Nuclear safety at the site is “ensured as of now,” a Ukrainian regional military leader said after Ukrainian firefighters put out the blaze.

Russian forces took have taken control of the site, among other advances as Moscow’s invasion of Ukraine stretches into its second week.

Ukrainian President Volodymyr Zelenskyy accused Moscow of “nuclear terror.” The United States activated its nuclear incident response team, and British Prime Minister Boris Johnson said early Friday he would seek an emergency session of the United Nations Security Council to discuss the fire at Zaporizhzhia.

Russia denied responsibility for the blaze and accused a Ukrainian “sabotage group” of committing arson.

Ukraine relies heavily on nuclear energy — its 15 functional reactors, situated in four power stations, provide about half of the country’s electricity. It was also the site of a 1986 nuclear meltdown that sent a radioactive cloud over Europe. The specter of the Chernobyl disaster has loomed large amid fighting near nuclear reactors in recent days.

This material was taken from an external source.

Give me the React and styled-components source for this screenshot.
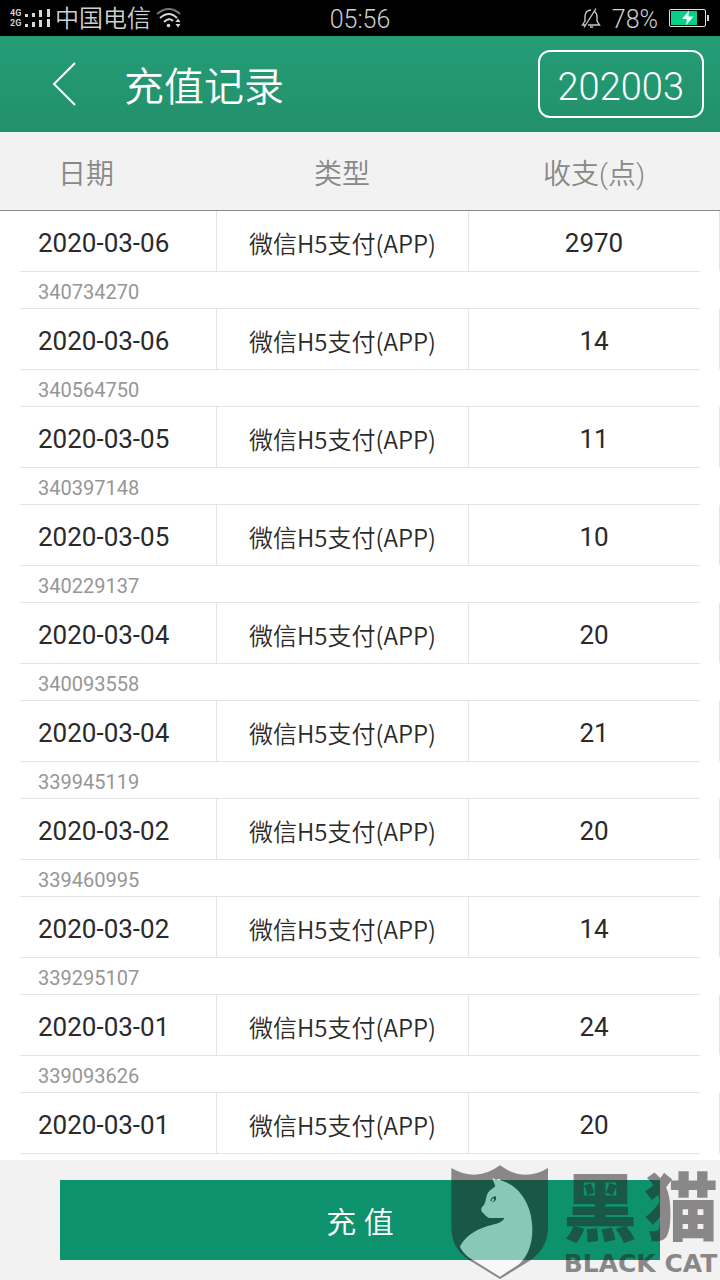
import React from "react";
import styled, { createGlobalStyle } from "styled-components";

const GlobalStyle = createGlobalStyle`
  *, *::before, *::after { box-sizing: border-box; }
  body {
    margin: 0;
    background: #ffffff;
    color: #2a2a2a;
    font-family: Roboto, "Noto Sans CJK SC", sans-serif;
  }
  button { font: inherit; color: inherit; cursor: pointer; }
`;

const Page = styled.div`
  display: flex;
  flex-direction: column;
  min-height: 100vh;
`;

const StatusBar = styled.div`
  display: grid;
  grid-template-columns: 1fr auto 1fr;
  align-items: center;
  height: 36px;
  padding: 0 10px;
  background: #000000;
  color: #cfcfcf;
  font-size: 25px;
  font-weight: 350;
  line-height: 36px;
`;

const StatusText = styled.span`
  padding-top: 3px;
  font-size: ${({ $size }) => $size || 25}px;
  line-height: 33px;
`;

const StatusGroup = styled.div`
  display: flex;
  align-items: center;
  justify-content: ${({ $end }) => ($end ? "flex-end" : "flex-start")};
  gap: ${({ $gap }) => $gap}px;
`;

const NetworkLabels = styled.div`
  display: flex;
  flex-direction: column;
  width: 13px;
  font-size: 9px;
  font-weight: 700;
  line-height: 10px;
`;

const Signal = styled.div`
  display: flex;
  align-items: center;
  gap: 2px;
`;

const Icon = styled.svg`
  display: block;
  flex: none;
`;

const Header = styled.header`
  display: flex;
  align-items: center;
  height: 96px;
  padding: 0 16px 0 44px;
  background: linear-gradient(#249d76, #22906b);
  color: #ffffff;
`;

const BackButton = styled.button`
  width: 40px;
  height: 60px;
  padding: 8px;
  border: 0;
  background: none;
`;

const Title = styled.h1`
  flex: 1;
  margin: 0;
  padding: 8px 0 0 40px;
  font-size: 40px;
  font-weight: 350;
  line-height: 56px;
`;

const MonthButton = styled.button`
  height: 68px;
  padding: 6px 18px 0;
  border: 2px solid #ffffff;
  border-radius: 12px;
  background: none;
  && { font-size: 38px; font-weight: 350; }
`;

const Records = styled.main`
  flex: 1;
`;

const Table = styled.table`
  width: 100%;
  table-layout: fixed;
  border-collapse: separate;
  border-spacing: 0;
`;

const HeadCell = styled.th`
  width: ${({ $width }) => $width};
  height: 79px;
  padding: ${({ $first }) => ($first ? "8px 0 0 58px" : "8px 0 0")};
  border-bottom: 1px solid #8a8a8a;
  background: #f2f2f2;
  color: #888888;
  font-size: 28px;
  font-weight: 350;
  line-height: 40px;
  text-align: ${({ $first }) => ($first ? "left" : "center")};
`;

const Cell = styled.td`
  height: 60px;
  padding: 4px 0 0;
  border-left: 1px solid #e5e5e5;
  font-size: 26px;
  line-height: 36px;
  text-align: center;
  white-space: nowrap;
`;

const DateCell = styled(Cell)`
  padding-left: 38px;
  border-left: 0;
  text-align: left;
`;

const TypeCell = styled(Cell)`
  font-family: "Noto Sans CJK SC", sans-serif;
  font-size: 24px;
  font-weight: 350;
`;

const PointsCell = styled(Cell)`
  border-right: 1px solid #e5e5e5;
`;

const OrderCell = styled.td`
  padding: 0 20px;
`;

const OrderNumber = styled.div`
  height: 38px;
  padding: 2px 18px 0;
  border-top: 1px solid #e5e5e5;
  border-bottom: 1px solid #e5e5e5;
  color: #969696;
  font-size: 20px;
  line-height: 36px;
`;

const ListEnd = styled.div`
  height: 7px;
  border-top: 1px solid #e5e5e5;
`;

const Footer = styled.footer`
  position: relative;
  padding: 20px 60px;
  background: #f2f2f2;
`;

const RechargeButton = styled.button`
  display: block;
  width: 100%;
  height: 80px;
  padding: 0;
  border: 0;
  background: #0e916d;
  && { color: #ffffff; font-size: 30px; font-weight: 350; }
`;

const Watermark = styled.svg`
  position: absolute;
  right: 0;
  bottom: 0;
  width: 280px;
  height: 140px;
  pointer-events: none;
`;

const records = [
  ["2020-03-06", 2970, "340734270"],
  ["2020-03-06", 14, "340564750"],
  ["2020-03-05", 11, "340397148"],
  ["2020-03-05", 10, "340229137"],
  ["2020-03-04", 20, "340093558"],
  ["2020-03-04", 21, "339945119"],
  ["2020-03-02", 20, "339460995"],
  ["2020-03-02", 14, "339295107"],
  ["2020-03-01", 24, "339093626"],
  ["2020-03-01", 20, null],
];

const SignalBars = () => (
  <Icon width="25" height="18" viewBox="0 0 25 18" fill="#d8d8d8">
    <path d="M0 5h3v3H0zM7 4h3v4H7zM14 1h3v7h-3zM22 0h3v8h-3zM0 15h3v3H0zM7 13h3v5H7zM14 11h3v7h-3zM22 10h3v8h-3z" />
  </Icon>
);

const WifiIcon = () => (
  <Icon width="26" height="20" viewBox="0 0 26 20" fill="none" strokeWidth="2">
    <path d="M1 6Q13-4 24 6" stroke="#777777" />
    <path d="M4 10Q13 2 21 10M8 14Q13 9 17 13" stroke="#d8d8d8" />
    <circle cx="12.500" cy="17.500" r="1.800" fill="#d8d8d8" />
    <path d="M19.500 14l2.500-3.500 2.500 3.500zM19.500 16h5l-2.500 3.500z" fill="#d8d8d8" />
  </Icon>
);

const MutedBellIcon = () => (
  <Icon width="20" height="20" viewBox="0 0 20 20" fill="none" stroke="#c8c8c8" strokeWidth="1.400">
    <path d="M4 13.500V8Q4.500 2.500 10 2M13 3Q16 5 16 9V13L18.500 17H7M4 13L1.500 17H4M15 0.500L3 19.500M9 19h3" />
  </Icon>
);

const BatteryIcon = () => (
  <Icon width="41" height="20" viewBox="0 0 41 20">
    <rect x="0.500" y="1.500" width="36" height="17" rx="1.500" fill="none" stroke="#e0e0e0" />
    <rect x="2" y="3" width="26" height="14" fill="#08cf87" />
    <path d="M20 2.500L13 11h5l-1 6.500 7.500-9h-5z" fill="#e6fff5" />
    <path d="M38 7h2v6h-2z" fill="#d8d8d8" />
  </Icon>
);

const BlackCatMark = () => (
  <Watermark viewBox="0 0 840 420" opacity="0.5">
    <path
      fill="#251f21"
      d="M34 84Q110 128 180 76Q252 128 324 84V258C324 318 296 344 262 367L180 417L98 367C62 344 34 318 34 258Z"
    />
    <path
      fill="#ffffff"
      d="M157 114L168 120L177 116L182 121C240 137 277 196 277 268C277 316 262 350 238 372L180 410L95 358C76 346 64 332 60 319C80 282 116 266 152 256C174 250 188 246 193 234L148 234C138 230 138 227 126 216C122 208 124 202 130 197C139 186 136 170 145 157C151 149 160 144 166 139Z"
    />
    <path
      fill="#251f21"
      d="M151 184Q152 171 168 169Q171 185 155 188L160 184Q164 179 161 174Q154 176 155 183Z"
    />
    <g fill="#251f21">
      <text y="284" fontFamily="Noto Sans CJK SC, sans-serif" fontSize="222" fontWeight="900">
        <tspan x="370">黑</tspan>
        <tspan x="613">猫</tspan>
      </text>
      <text x="371" y="397" fontFamily="DejaVu Sans, sans-serif" fontSize="75" fontWeight="700">BLACK CAT</text>
    </g>
  </Watermark>
);

export default function App() {
  return (
    <>
      <GlobalStyle />
      <Page>
        <StatusBar>
          <StatusGroup $gap={5}>
            <Signal>
              <NetworkLabels>
                <span>4G</span>
                <span>2G</span>
              </NetworkLabels>
              <SignalBars />
            </Signal>
            <StatusText $size={24}>中国电信</StatusText>
            <WifiIcon />
          </StatusGroup>
          <StatusText>05:56</StatusText>
          <StatusGroup $end $gap={11}>
            <MutedBellIcon />
            <StatusText>78%</StatusText>
            <BatteryIcon />
          </StatusGroup>
        </StatusBar>

        <Header>
          <BackButton aria-label="返回">
            <Icon width="24" height="44" viewBox="0 0 24 44" fill="none" stroke="#ffffff" strokeWidth="2">
              <path d="M23 1L2 22L23 43" />
            </Icon>
          </BackButton>
          <Title>充值记录</Title>
          <MonthButton>202003</MonthButton>
        </Header>

        <Records>
          <Table>
            <thead>
              <tr>
                <HeadCell scope="col" $width="30%" $first>日期</HeadCell>
                <HeadCell scope="col" $width="35%">类型</HeadCell>
                <HeadCell scope="col" $width="35%">收支(点)</HeadCell>
              </tr>
            </thead>
            <tbody>
              {records.map(([date, points, order], index) => (
                <React.Fragment key={index}>
                  <tr>
                    <DateCell>{date}</DateCell>
                    <TypeCell>微信H5支付(APP)</TypeCell>
                    <PointsCell>{points}</PointsCell>
                  </tr>
                  <tr>
                    <OrderCell colSpan={3}>
                      {order ? <OrderNumber>{order}</OrderNumber> : <ListEnd />}
                    </OrderCell>
                  </tr>
                </React.Fragment>
              ))}
            </tbody>
          </Table>
        </Records>

        <Footer>
          <RechargeButton>充 值</RechargeButton>
          <BlackCatMark />
        </Footer>
      </Page>
    </>
  );
}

During a news briefing Thursday, Russian Foreign Ministry spokeswoman Maria Zakharova said the country was “taking every measure” to maintain the safety of the Zaporizhzhia plant as well as the abandoned Chernobyl plant.

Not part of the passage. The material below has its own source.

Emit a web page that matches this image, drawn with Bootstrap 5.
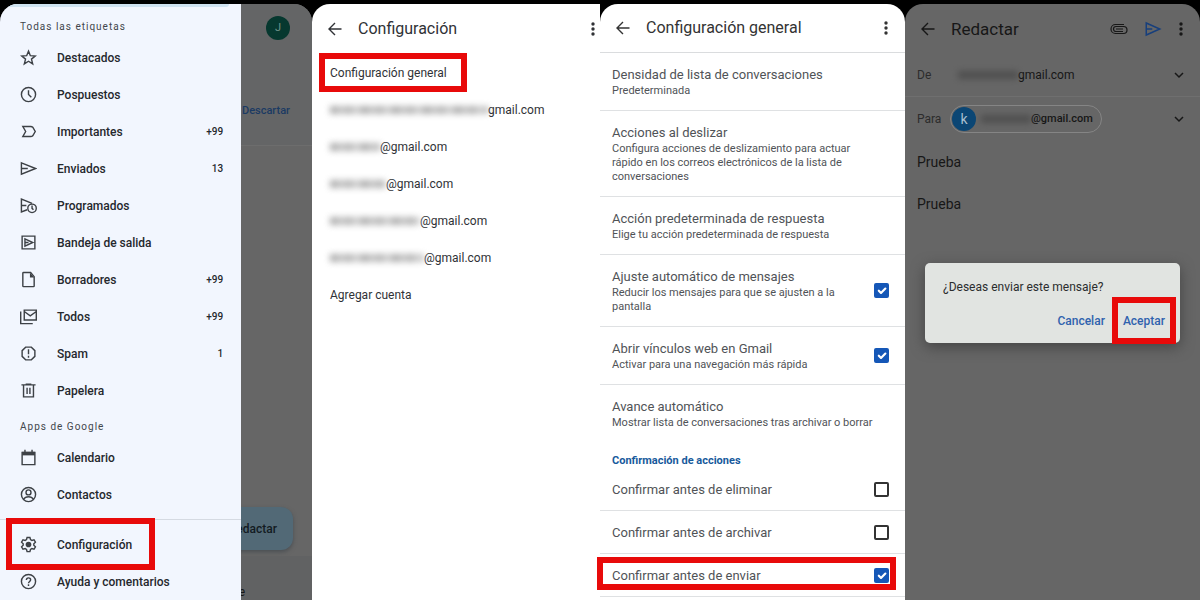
<!DOCTYPE html>
<html lang="es">
<head>
<meta charset="utf-8">
<meta name="viewport" content="width=device-width, initial-scale=1">
<title>Confirmar antes de enviar en Gmail</title>
<link href="https://cdn.jsdelivr.net/npm/bootstrap@5.3.0/dist/css/bootstrap.min.css" rel="stylesheet">
<style>
body{background:#000;font-family:Roboto,"Liberation Sans",sans-serif;font-size:12px;line-height:16px;color:#303236}
a{color:inherit;text-decoration:none}
h1,h2,p{margin:0;font-weight:400}
button{font-family:inherit}
svg{fill:none;stroke:currentColor;stroke-width:2;flex:none;display:block}
.solid{fill:currentColor;stroke:none}
.screens{display:grid;grid-template-columns:312fr 288fr 305fr 295fr;min-height:100vh;padding-top:4px;overflow:hidden}
.screen{position:relative;min-width:0;border-radius:18px 18px 0 0;background:#fff}
.screen-cut{border-top-right-radius:0}
.dim{background:#666;color:#171717}

/* red marker drawn around a control */
.marked{position:relative}
.marked::after{content:"";position:absolute;border:6px solid #e80a0a;pointer-events:none}
.mark-menu::after{inset:-8px 86px -7px 6px}
.mark-general::after{inset:-1px auto -1px 7px;width:148px}
.mark-send::after{inset:3px 9px 6px -3px}
.mark-ok::after{inset:-16px -11px -15px}

/* drawer */
.drawer{position:relative;width:calc(77% + 1px);min-height:100%;background:#f2f6fe;color:#25282d;border-top-left-radius:18px;overflow:hidden}
.drawer-peek{position:absolute;top:0;left:0;right:12px;height:3px;background:#cfe3f1;border-bottom-right-radius:8px}
.drawer-title{font-size:10px;letter-spacing:1px;color:#42464c;margin-bottom:4px;padding-left:20px}
.drawer-top{padding-top:15px}
.drawer-apps{padding-top:10px}
.entry{display:flex;align-items:center;height:37px;padding:0 18px 0 20px;font-weight:500}
.entry svg{margin-right:20px;color:#3d4146}
.entry small{margin-left:auto;font-size:10px}
.rule{height:1px;background:#d5dae2;margin:6px 0}
.behind{position:absolute;inset:0;overflow:hidden;border-radius:18px 18px 0 0}
.behind-head{height:142px;padding:12px 22px 0 0;background:#646566;border-bottom:1px solid #6d6d6d}
.face{width:24px;height:24px;border-radius:50%;background:#06382f;color:#6f9389;font-size:11px}
.discard{color:#1b3a63;font-size:11px;font-weight:500;margin-top:63px}
.compose{width:110px;height:43px;margin-right:19px;padding:0 16px 0 0;border:0;border-radius:12px;background:#526976;color:#131b22;font-size:12px;font-weight:500;text-align:right;box-shadow:0 2px 4px #4a4f53}
.behind-foot{height:44px;background:#616263;margin-top:6px;padding:28px 67px 0 0;text-align:right}

/* top bars and account list */
.topbar{display:flex;align-items:center;height:50px}
.topbar button{border:0;background:none;padding:0;color:inherit}
.topbar h1{font-size:16px;line-height:20px;margin-right:auto}
.accounts{padding-left:14px}
.accounts a{display:flex;align-items:center;height:37px;padding-left:4px}
.veil{display:inline-block;height:8px;filter:blur(3px);opacity:.6;background:repeating-linear-gradient(90deg,#777 0 7px,#999 7px 16px,#808080 16px 22px,#aaa 22px 31px)}
.general a{margin-left:-14px;padding-left:18px}

/* general settings */
.settings{color:#505357}
.settings .topbar{height:49px;border-bottom:1px solid #dadcde;color:#333}
.option{display:flex;align-items:center;justify-content:space-between;border-bottom:1px solid #dfe1e3;padding:12px 16px 12px 12px;color:#505357}
.option .name{font-size:13px;line-height:19px}
.option .note{display:block;font-size:11px;line-height:14px}
.option .text{max-width:254px}
.option-last{border:0}
.option-row{height:43px;padding-top:0;padding-bottom:0}
.group{color:#175a9c;font-size:11px;font-weight:700;line-height:14px;padding:12px 0 0 12px}
.form-check-input.tick{width:15px;height:15px;margin:0;border:2px solid #333;border-radius:2px;flex:none;box-shadow:none}
.form-check-input.tick:checked{background-color:#1557b7;border-color:#1557b7;background-size:14px 14px}

/* compose screen */
.compose-head h1{font-size:17px}
.field{display:flex;align-items:center;height:43px;padding:0 15px 0 12px}
.field-from{border-bottom:1px solid #6f6f6f}
.field-label{width:41px;color:#2c2c2c}
.chip{display:flex;align-items:center;height:28px;margin-left:-8px;padding:0 8px 0 1px;border:1px solid #858585;border-radius:14px;font-size:11px;font-weight:500}
.chip b{width:24px;height:24px;border-radius:50%;background:#0b4674;color:#a9bfd0;font-weight:400;font-size:14px;margin-right:5px}
.dim .veil{background:#404040}
.body-line{font-size:14px;line-height:42px;padding-left:12px}
.body-first{padding-top:1px}
.veil-layer{position:absolute;inset:0;display:flex;align-items:center;padding:2px 20px 0}
.ask{width:100%;height:80px;border-radius:5px;background:#e1e4e1;color:#2b2d2e;padding:16px 15px 0 18px;box-shadow:0 4px 14px #444}
.ask-actions{display:flex;justify-content:flex-end;gap:18px;margin-top:18px}
.ask button{border:0;background:none;padding:0;color:#2f62ae;font-size:12px;font-weight:500;line-height:16px}
</style>
</head>
<body>
<svg class="d-none" aria-hidden="true">
  <symbol id="back" viewBox="0 0 14 14"><path stroke-width="1.400" d="M13.500 7H1.500M7 1L1 7l6 6"/></symbol>
  <symbol id="more" viewBox="0 0 6 16"><circle cx="3" cy="3" r="1.700"/><circle cx="3" cy="8" r="1.700"/><circle cx="3" cy="13" r="1.700"/></symbol>
  <symbol id="send" viewBox="0 0 24 24"><path d="M3 4l18 8-18 8zM3 12h8"/></symbol>
  <symbol id="down" viewBox="0 0 12 12"><path stroke-width="1.500" d="M2 4l4 4 4-4"/></symbol>
</svg>

<main class="screens">
  <section class="screen dim">
    <div class="behind d-flex flex-column">
      <div class="behind-head d-flex flex-column align-items-end">
        <span class="face d-flex align-items-center justify-content-center">J</span>
        <a class="discard" href="#">Descartar</a>
      </div>
      <button class="compose mt-auto ms-auto" type="button">Redactar</button>
      <div class="behind-foot">e</div>
    </div>
    <nav class="drawer">
      <div class="drawer-peek"></div>
      <div class="drawer-title drawer-top">Todas las etiquetas</div>
      <a class="entry" href="#"><svg width="17" height="17" viewBox="0 0 24 24"><path d="M12 3l2.600 6.400 6.900.5-5.300 4.400 1.700 6.700L12 17.300 6.100 21l1.700-6.700-5.300-4.400 6.900-.5z"/></svg>Destacados</a>
      <a class="entry" href="#"><svg width="17" height="17" viewBox="0 0 24 24"><circle cx="12" cy="12" r="10"/><path d="M12 6v6l4 4"/></svg>Pospuestos</a>
      <a class="entry" href="#"><svg width="17" height="17" viewBox="0 0 24 24"><path d="M4 5h11q2 0 3 1l3.500 6-3.500 6q-1 1-3 1H4l4-7z"/></svg>Importantes<small>+99</small></a>
      <a class="entry" href="#"><svg width="17" height="17" viewBox="0 0 24 24"><path d="M2 4l20 8-20 8zM2 12h9"/></svg>Enviados<small>13</small></a>
      <a class="entry" href="#"><svg width="17" height="17" viewBox="0 0 24 24"><path d="M10 18l-8 3V3l15 6M2 12h7"/><circle cx="17" cy="16" r="6"/><path d="M17 12v4l2 2"/></svg>Programados</a>
      <a class="entry" href="#"><svg width="17" height="17" viewBox="0 0 24 24"><path d="M3 3h18v18H3zM7 7l11 5-11 5zM7 12h5"/></svg>Bandeja de salida</a>
      <a class="entry" href="#"><svg width="17" height="17" viewBox="0 0 24 24"><path d="M5 2h10l5 6v13q0 1-1 1H5q-1 0-1-1V3q0-1 1-1z"/><path class="solid" d="M14 2l6 7h-6z"/></svg>Borradores<small>+99</small></a>
      <a class="entry" href="#"><svg width="17" height="17" viewBox="0 0 24 24"><path d="M6 3h17v14H6zM6 5l8.500 6L23 5M1 5v17h17"/></svg>Todos<small>+99</small></a>
      <a class="entry" href="#"><svg width="17" height="17" viewBox="0 0 24 24"><path d="M8 3h8l5 5v8l-5 5H8l-5-5V8zM12 6v7M12 15v3"/></svg>Spam<small>1</small></a>
      <a class="entry" href="#"><svg width="17" height="17" viewBox="0 0 24 24"><path d="M2 4h20M8 3h8M5 4v17h14V4M10 8v9M14 8v9"/></svg>Papelera</a>
      <div class="drawer-title drawer-apps">Apps de Google</div>
      <a class="entry" href="#"><svg width="17" height="17" viewBox="0 0 24 24"><path d="M3 5h18v17H3zM7 1v4M17 1v4"/><path class="solid" d="M3 4h18v5H3z"/></svg>Calendario</a>
      <a class="entry" href="#"><svg width="17" height="17" viewBox="0 0 24 24"><circle cx="12" cy="12" r="10"/><circle cx="12" cy="9" r="3.500"/><path d="M5 19c3-5 11-5 14 0"/></svg>Contactos</a>
      <div class="rule"></div>
      <a class="entry marked mark-menu" href="#"><svg width="17" height="17" viewBox="0 0 24 24"><path d="M10 2h4l.8 3 2 1.200 3-.9 2 3.400L19.500 11v2l2.300 2.300-2 3.400-3-.9-2 1.200-.8 3h-4l-.8-3-2-1.200-3 .9-2-3.400L4.500 13v-2L2.200 8.700l2-3.400 3 .9 2-1.200z"/><circle class="solid" cx="12" cy="12" r="4"/></svg>Configuración</a>
      <a class="entry" href="#"><svg width="17" height="17" viewBox="0 0 24 24"><circle cx="12" cy="12" r="10"/><path d="M9 10c0-4 6-4 6-.5 0 2.500-3 2.500-3 5M12 16v2.500"/></svg>Ayuda y comentarios</a>
    </nav>
  </section>

  <section class="screen screen-cut">
    <header class="topbar ps-3 pe-1">
      <button type="button" aria-label="Atrás" class="me-3"><svg width="14" height="14"><use href="#back"/></svg></button>
      <h1>Configuración</h1>
      <button type="button" aria-label="Más"><svg class="solid" width="6" height="16"><use href="#more"/></svg></button>
    </header>
    <div class="general accounts"><a class="marked mark-general" href="#">Configuración general</a></div>
    <div class="accounts">
      <a href="#"><span class="veil" style="width:158px"></span>gmail.com</a>
      <a href="#"><span class="veil" style="width:50px"></span>@gmail.com</a>
      <a href="#"><span class="veil" style="width:56px"></span>@gmail.com</a>
      <a href="#"><span class="veil" style="width:90px"></span>@gmail.com</a>
      <a href="#"><span class="veil" style="width:94px"></span>@gmail.com</a>
      <a href="#">Agregar cuenta</a>
    </div>
  </section>

  <section class="screen settings">
    <header class="topbar ps-3 pe-3">
      <button type="button" aria-label="Atrás" class="me-3"><svg width="14" height="14"><use href="#back"/></svg></button>
      <h1>Configuración general</h1>
      <button type="button" aria-label="Más" class="me-n1"><svg class="solid" width="6" height="16"><use href="#more"/></svg></button>
    </header>
    <a class="option" href="#"><span><span class="name">Densidad de lista de conversaciones</span><span class="note">Predeterminada</span></span></a>
    <a class="option" href="#"><span class="text"><span class="name">Acciones al deslizar</span><span class="note">Configura acciones de deslizamiento para actuar rápido en los correos electrónicos de la lista de conversaciones</span></span></a>
    <a class="option" href="#"><span><span class="name">Acción predeterminada de respuesta</span><span class="note">Elige tu acción predeterminada de respuesta</span></span></a>
    <label class="option" for="fit"><span class="text"><span class="name">Ajuste automático de mensajes</span><span class="note">Reducir los mensajes para que se ajusten a la pantalla</span></span><input class="form-check-input tick" type="checkbox" id="fit" checked></label>
    <label class="option" for="links"><span class="text"><span class="name">Abrir vínculos web en Gmail</span><span class="note">Activar para una navegación más rápida</span></span><input class="form-check-input tick" type="checkbox" id="links" checked></label>
    <a class="option option-last" href="#"><span><span class="name">Avance automático</span><span class="note">Mostrar lista de conversaciones tras archivar o borrar</span></span></a>
    <h2 class="group">Confirmación de acciones</h2>
    <label class="option option-row" for="del"><span class="name">Confirmar antes de eliminar</span><input class="form-check-input tick" type="checkbox" id="del"></label>
    <label class="option option-row" for="arc"><span class="name">Confirmar antes de archivar</span><input class="form-check-input tick" type="checkbox" id="arc"></label>
    <label class="option option-row marked mark-send" for="snd"><span class="name">Confirmar antes de enviar</span><input class="form-check-input tick" type="checkbox" id="snd" checked></label>
  </section>

  <section class="screen dim">
    <header class="topbar compose-head ps-3 pe-3">
      <button type="button" aria-label="Atrás" class="me-3"><svg width="14" height="14"><use href="#back"/></svg></button>
      <h1>Redactar</h1>
      <button type="button" aria-label="Adjuntar" class="me-3"><svg width="18" height="12" viewBox="0 0 18 12"><path stroke-width="1.200" d="M13 8.500H6a2.200 2.200 0 010-5h7.500a3 3 0 010 7H5.500a4.500 4.500 0 010-9H14M13 6H6"/></svg></button>
      <button type="button" aria-label="Enviar" class="me-3"><svg width="18" height="18" color="#173f7c"><use href="#send"/></svg></button>
      <button type="button" aria-label="Más" class="me-n1"><svg class="solid" width="6" height="16"><use href="#more"/></svg></button>
    </header>
    <div class="field field-from"><span class="field-label">De</span><span class="veil" style="width:60px"></span>gmail.com<svg class="ms-auto" width="12" height="12"><use href="#down"/></svg></div>
    <div class="field"><span class="field-label">Para</span><span class="chip"><b class="d-flex align-items-center justify-content-center">k</b><span class="veil" style="width:50px"></span>@gmail.com</span><svg class="ms-auto" width="12" height="12"><use href="#down"/></svg></div>
    <p class="body-line body-first">Prueba</p>
    <p class="body-line">Prueba</p>
    <div class="veil-layer">
      <div class="ask" role="dialog" aria-labelledby="ask-title">
        <p id="ask-title">¿Deseas enviar este mensaje?</p>
        <div class="ask-actions">
          <button type="button">Cancelar</button>
          <button type="button" class="marked mark-ok">Aceptar</button>
        </div>
      </div>
    </div>
  </section>
</main>
<script src="https://cdn.jsdelivr.net/npm/bootstrap@5.3.0/dist/js/bootstrap.bundle.min.js"></script>
</body>
</html>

Here’s what to know about Ukraine’s nuclear sites and what risks fighting around them could pose.

How many nuclear sites does Ukraine have, and where are they?

Ukraine has 15 operational nuclear reactors, spread throughout the country. Six of them are at Zaporizhzhia. Others are located in the south, between Kyiv and Odessa, and in the northwest of the country.

Ukraine’s reactors supplied 51% of the country’s electricity in 2020, according to the International Atomic Energy Agency (IAEA).

Nuclear power has formed a pillar of Ukraine’s strategy to wean the country off its energy dependence on Russia. Two new nuclear reactors are under construction in Khmelnytskyi in western Ukraine, at a plant that already has two functioning reactors.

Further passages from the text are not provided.